Say that person $A$ thinks that a certain proportion is $0.3$, person $B$ thinks that a certrain proportion in a population is $0.7$. We have a $Beta(4,4)$ prior. How can one mathemtically prove that the prior does not favor the pre-knowledge of either of the persons?
I would say that a beta PDF with $a=b$ is symmetric.
Also If we fill in $p(x; a,b)= 1/\beta({a,b}) \cdot x^{a-1}(1-x)^{\beta -1}$ for $a=b=4$, and $x=0.3, x=0.7$ respectively we have that $p(0.3)=p(0.7)$. But I'm not totally sure what this demonstrates.
Can anybody help?
It is a matter of interpretation, meaning, how one links mathematical properties to aspects of the phenomenon under study.
For a Beta distribution with both coefficients equal, the expected value is equal to the mode, and it is always equal to $\frac 12$. More over both parameters equal lead to a symmetric distribution around the mean, as one can verify by checking the skewness coefficient of the distribution. So expected value = mode = median. One could then reasonably argue that since these three characteristics of the distribution coincide, the predominant belief embodied in such a prior is expressed by this point.

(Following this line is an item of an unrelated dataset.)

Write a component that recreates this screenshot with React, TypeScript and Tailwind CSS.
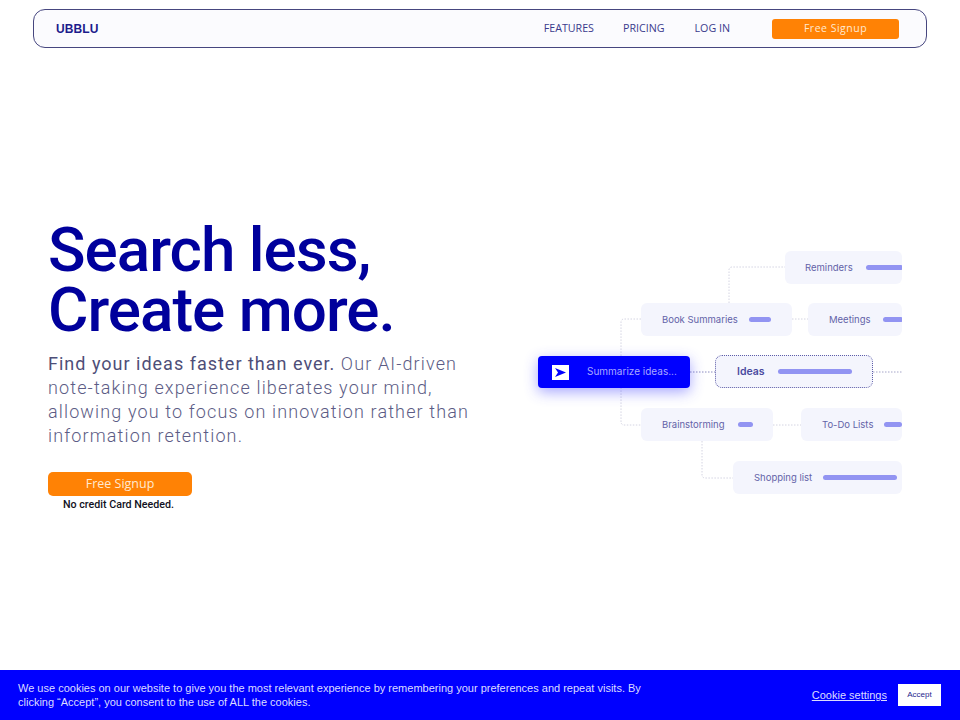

The values $0.7$ and $0.3$ are equally distant from the common point. This means that the value of the density function, evaluated at $0.3$ and at $0.7$ is equal. And although in continuous distributions the values of the density do not represent probabilities, in combination with symmetry around the median, it is immediate that $P(0.3-\varepsilon\le y \le 0.3+\varepsilon)$ = $P(0.7-\varepsilon\le y \le 0.7+\varepsilon)$ $\forall \varepsilon >0$. So they are "equally likely" given this prior, and in that sense the prior does not favor either one.